Once they raise their hand, now we can convince them. Now we can convince them with a message that now that you've got the access to all of the annuity yields, you might be thinking it's as easy as put your money in the top rated one, and you're all set, but there's so much more that goes into it, and now you're into having that conversation on the back of you've got all the information that you thought you wanted.

Same thing as the venues. You start from what they were compelled by, and then you start convincing along the way. But you always lead with what they want first. Lead with that information first, you know. Yeah. Okay. Barb, where are we here? Zach?

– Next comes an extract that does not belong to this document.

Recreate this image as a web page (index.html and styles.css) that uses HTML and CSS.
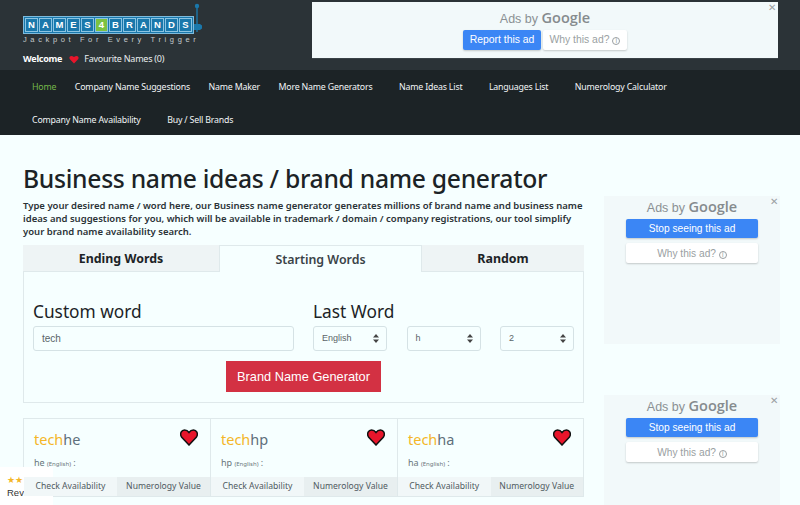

Speaker 16: We're in the process of converting my Verizon telephone guy into a realtor, and he's going to be able, once he's licensed, to help me with some things. But also in order to mentor him, and be able to get him started, a lot of times new agents want to start with buyers because it's less expensive for them. So, picking up on what Zach is saying, running a buyers ad, then what should that first buyers ad be if you're trying to be compelling as opposed to convincing, and-

Dean: Well, all those things is what- this is what I talk about like the category buyers. So we're going to do a session right after lunch all about the finding buyers, so let's leave that conversation to there, because that will be a perfect fit for it, and these ads will be the perfect-

Speaker 16: Here's my question on that that you can think about, because I'm sure you're going to cover, is he's 35. So advertising in the newspaper, is that still going to be the right place, or are we talking Facebook ads, or what are we talking about? For a young person.

Dean: Well, it doesn't matter. The actual money hasn't changed. It doesn't make a difference. I always point, like print ads I think are still a bargain, and becoming more and more so. I look at them as like the true set it and forget it type of thing. If you find the right place, it's like opening up a retail shop in a busy mall, being in the right place.

Speaker 16: Okay.

Dean: So, yeah. Let's do this: let's take a quick break.